# Dataset extract:
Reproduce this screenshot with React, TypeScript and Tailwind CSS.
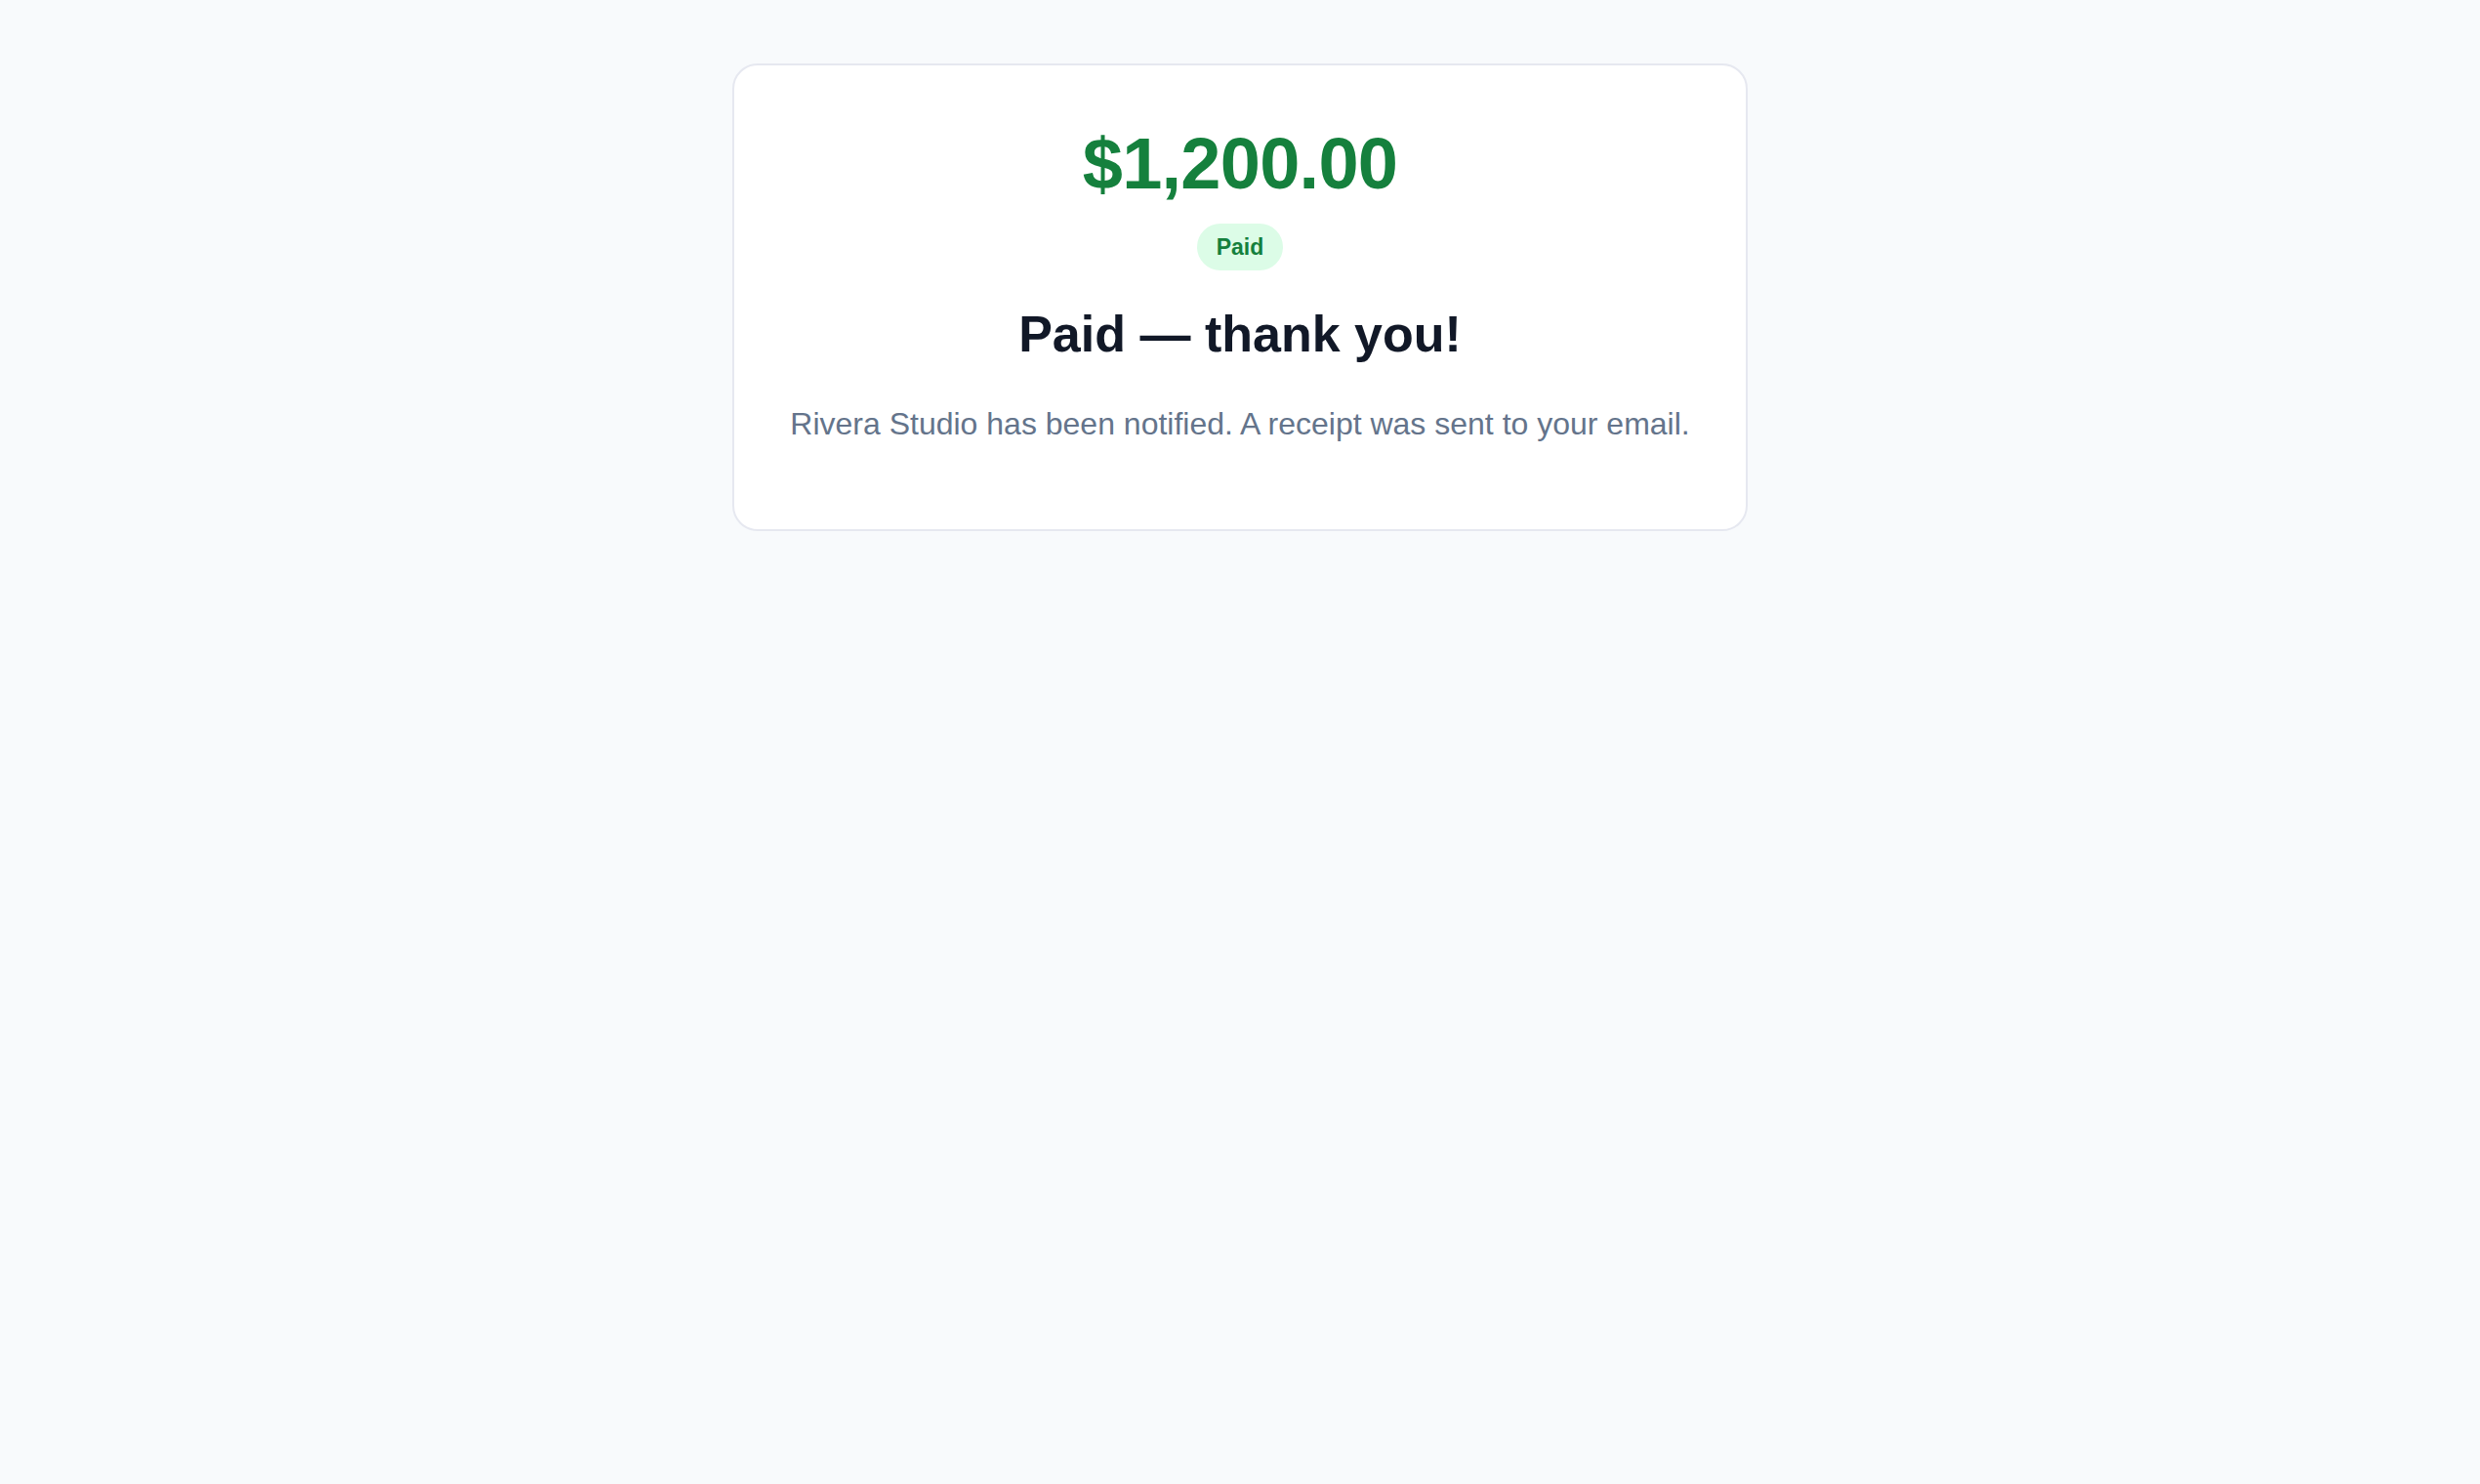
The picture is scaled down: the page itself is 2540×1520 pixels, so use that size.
import React from 'react'

const sans = { fontFamily: '"Liberation Sans", Arial, sans-serif' }

function StatusBadge({ label }: { label: string }) {
  return (
    <span className="inline-flex h-[48px] items-center justify-center rounded-full bg-[#dcfce7] px-[20px] text-[23px] font-bold leading-none text-[#15803d]">
      {label}
    </span>
  )
}

export default function App() {
  const amount = new Intl.NumberFormat('en-US', {
    style: 'currency',
    currency: 'USD',
    minimumFractionDigits: 2,
  }).format(1200)

  return (
    <div className="min-h-screen bg-[#f8fafc] pt-[65px]" style={sans}>
      {/* Payment confirmation card */}
      <div className="mx-auto flex w-[1040px] flex-col items-center rounded-[26px] border-2 border-[#e6e8f0] bg-white pt-[64px] pb-[92px] text-center">
        <div className="text-[74px] font-bold leading-none tracking-[-0.01em] text-[#15803d]">{amount}</div>

        <div className="mt-[24px]">
          <StatusBadge label="Paid" />
        </div>

        <h1 className="mt-[39px] text-[52px] font-bold leading-none text-[#111827]">
          Paid — thank you!
        </h1>

        <p className="mt-[50px] text-[32px] leading-none text-[#64748b]">
          Rivera Studio has been notified. A receipt was sent to your email.
        </p>
      </div>
    </div>
  )
}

# Work to be completed:
Your copy of the data above should match it exactly, except that pictures are left out.

# Response to this task:
Reproduce this screenshot with React, TypeScript and Tailwind CSS.
The picture is scaled down: the page itself is 2540×1520 pixels, so use that size.
import React from 'react'

const sans = { fontFamily: '"Liberation Sans", Arial, sans-serif' }

function StatusBadge({ label }: { label: string }) {
  return (
    <span className="inline-flex h-[48px] items-center justify-center rounded-full bg-[#dcfce7] px-[20px] text-[23px] font-bold leading-none text-[#15803d]">
      {label}
    </span>
  )
}

export default function App() {
  const amount = new Intl.NumberFormat('en-US', {
    style: 'currency',
    currency: 'USD',
    minimumFractionDigits: 2,
  }).format(1200)

  return (
    <div className="min-h-screen bg-[#f8fafc] pt-[65px]" style={sans}>
      {/* Payment confirmation card */}
      <div className="mx-auto flex w-[1040px] flex-col items-center rounded-[26px] border-2 border-[#e6e8f0] bg-white pt-[64px] pb-[92px] text-center">
        <div className="text-[74px] font-bold leading-none tracking-[-0.01em] text-[#15803d]">{amount}</div>

        <div className="mt-[24px]">
          <StatusBadge label="Paid" />
        </div>

        <h1 className="mt-[39px] text-[52px] font-bold leading-none text-[#111827]">
          Paid — thank you!
        </h1>

        <p className="mt-[50px] text-[32px] leading-none text-[#64748b]">
          Rivera Studio has been notified. A receipt was sent to your email.
        </p>
      </div>
    </div>
  )
}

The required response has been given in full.